In spite of the physical endurance required to accomplish errands in hotel industry, there is also a social and a family life to consider. Those pursuing their career in hotel industry can simply find themselves leaving their spouse at home and rarely seeing their children. There is no official statistics on marriage breakdowns in this industry yet, but the point is still something to ponder over.

People in hotel industry are also prone to socialize among themselves as they have little time to mingle with the “outside world”. This happens when they do not get an even representation of life and adopt the attitudes and behaviors of a narrow section of the community. The worse thing is when this results in their inability to look at the business from customers’ standpoint.

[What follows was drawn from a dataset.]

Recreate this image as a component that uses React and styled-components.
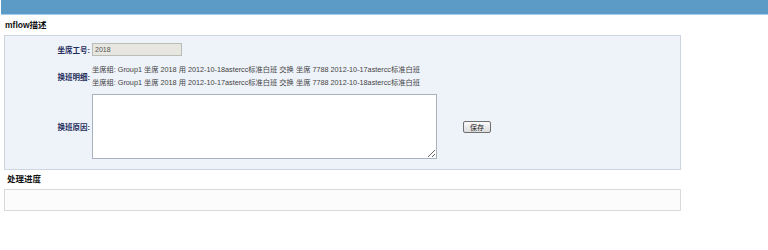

In addition, certain conservative Indonesian views see a job in hotel industry, especially for women, rather negatively. One of the reasons would probably be the long working hours—perhaps until late at night, while many Indonesians tend to judge that kind of behavior, especially for women, disapprovingly. It may also be caused by the privacy given for hotel guests which enables them to do just about any—both legal and illegal—activities they want in their room. Even though this negative disposition may be nothing but a narrow-minded prejudice, I believe it exists, though hidden or unsaid.

This circumstance, not to mention the hassles of dealing with customers, may well put hoteliers through a stressing work situation. When the pressure—either from the upper management or from the fussy hotel guests—is too hard to bear, negative impacts may occur, such as health problems caused by alcohols, foods, or cigarettes. Drinking for example, is easy to slip into the habit of having one or two every night. Then it becomes one or two with good customers, a glass of wine with dinner, and so on.

Nevertheless, no matter how difficult it is to handle customers, there is always this distinctive opportunity for hoteliers to broaden their horizons in culture management. Working in a hotel means meeting different guests from different backgrounds, characters, ethnic groups, nationalities, and religions. It is a good way of learning about other languages, customs, or traditions. Therefore, it is not surprising that people with a career in hotel industry are typically multilingual and able to adjust to different cultures.

The demand of understanding others is not merely about languages or how to communicate verbally with people. It is also about recognizing their common day-to-day living practices. How people take a bath, for instance. Indonesian bathrooms are different from Americans. Likewise, American bathrooms are not the same as those of Japanese or Arabs. Although this does not imply that a hotel should provide every single thing desired by each culture, hoteliers may gain advantages from learning how the diversity takes place.

Knowledge of cultural diversity is surely useful in providing best service for customers. But more importantly, it saves us from our self-centered prejudice of generalizing people, particularly those from different cultures. We would be able to reduce negative stereotypes towards others—stereotypes such as Westerns purely adopt free sex, Africans are drug-smugglers, Muslims are terrorists, Sumatrans are loud-mouthed, Javanese talk about others behind their back, etcetera.

In the end, thinking that wars and world disputes are partly down to negative labels put on others, ideal hoteliers would likely be some of the best citizens of the world to maintain harmony. Taking their contributions into account, I believe it is fair to say that good hoteliers are representatives of world peace.